How to Trade the ICT PO3 in the Asian Session
1. Determine the Daily Bias
- Use daily or 4-hour charts to identify market direction.
- Look for higher-timeframe order blocks or mitigation levels.
- Use previous daily candles to detect potential reversals.
2. Mark Key Levels Before the Session
- Identify support and resistance zones.
- Focus on areas likely to trigger accumulation or manipulation.
- Align levels with the expected movement based on bias.
3. Track Price Behavior During Session
- Confirm a clear accumulation range.
- Watch for fakeouts and sharp price spikes.
- Identify where Smart Money might be hunting stops.
4. Prepare for Distribution
- Wait for the breakout that follows manipulation.
- Enter on confirmation, such as breaker block reactions.
- Use risk-controlled entries with a defined stop-loss.
5. Manage Risk and Trade Execution
- Set stop-loss just outside the range.
- Target higher-timeframe S/R zones for profit.

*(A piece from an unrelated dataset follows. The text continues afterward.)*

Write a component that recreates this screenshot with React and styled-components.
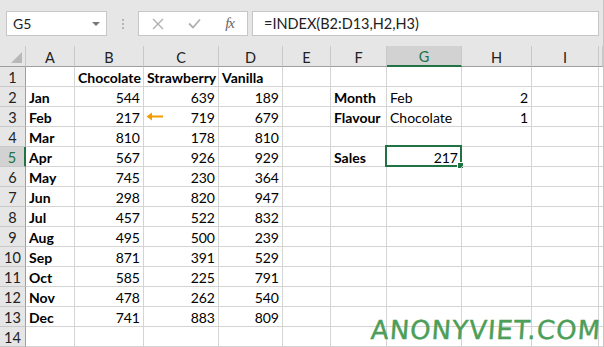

- Adjust stops as the trade develops.
6. Analyze and Optimize
- Record trade setups and outcomes.
- Evaluate performance to refine execution.
Final Thoughts
The ICT Asian Session PO3 Strategy is a highly effective model for anticipating market movements based on Smart Money principles. By understanding how accumulation, manipulation, and distribution unfold in the Asian session, traders gain a significant edge in timing entries and managing risk efficiently across forex and crypto markets.